The Nile River |
BY VLADIMIR SMAKHTIN
Fixing failings in water management will have huge implications for agricultural productivity and food security.
For the 200 million people who live in the ancient basin of the Nile River, agriculture is the economic bedrock. This is not a way of life that promises wealth: half of the basin's inhabitants live in poverty. And even that precarious existence is at risk, as climate change threatens the amount of water available for irrigating subsistence crops. Some development experts warn that the region's agricultural output may plummet, bringing hunger and more political instability to an already turbulent region.
But it does not have to be this way. Most of Africa, with the exception of its dry North and more developed South, is dominated by what many scientists refer to as "economic water scarcity." Water is available naturally, but is simply not accessible.
Water in the Nile basin - culled from the river, its tributaries, underground aquifers and rainfall - is among the continent's many untapped natural resources. If water were better managed in the region, agriculture could escape the worst scenarios projected for the future.
Until now, efforts to maximize water use in the region, where almost 20 percent of Africa's population lives, have focused on the actual river flow of the Nile and its tributaries. However, out of the 11 countries within the Nile basin, only Egypt and Sudan have made significant investments in large dams or large-scale irrigation schemes that tap this flow. This infrastructure helps moderate flow variability, and provides water for irrigation and hydro-power But such capital-intensive solutions are not always the best solution, particularly for the less economically developed countries in the basin, and especially those situated upstream.
Small-scale interventions such as soil water conservation, rainwater management, spate irrigation, water lifting, and water storage are more affordable, accessible, and oriented to local needs. While farmers across the Nile basin have started to implement these solutions, they have yet to be applied widely.

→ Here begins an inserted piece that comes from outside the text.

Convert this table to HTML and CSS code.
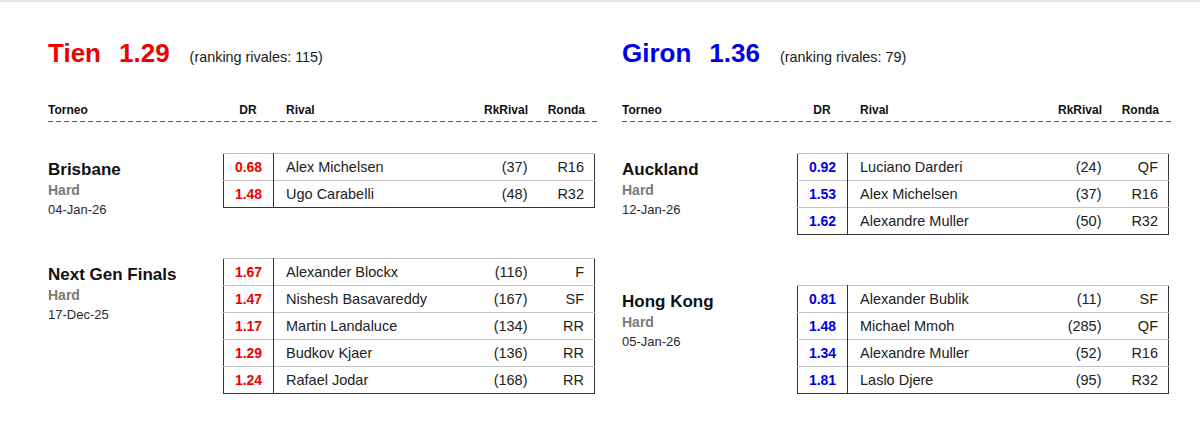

Rainwater, for example, is the source of all water flowing into through the Nile basin. Farmers have yet to effectively tap into the rainwater, which is some 20 times greater than the actual river flow. Tapping groundwater stores for irrigation, which would help overcome variability in rainfall amounts, also has yet to take root in the Nile and across the African continent.
The first step toward helping farmers throughout the basin is to develop a system for measuring and sharing current and historic information on weather, rainfall and river flow. Scant data exist detailing how much water is available for use naturally and how much water is actually used in the different parts of the region. When countries cannot accurately quantify shared resources, they will inevitably argue about their fair share.
This is not a problem specific to the Nile. Taking accurate water measurements and sharing them is arguably the biggest problem in most other international river basins, and is usually resolved through international conventions. Investments in data collection programmes typically cost a fraction of investments in water infrastructure itself. It is a matter of utmost urgency in this changing globalised world; not knowing how much water is flowing and where is a recipe for disaster.
The Nile, the longest river in the world, stretches deep into the African continent. The problems of its people do not have to stretch as far. Many of the concerns and looming crises in the region can be addressed through simple measures that harness the power of the basin's waters. We would be wise to take those simple solutions and use them to tackle these problems now, before climate change makes matters worse.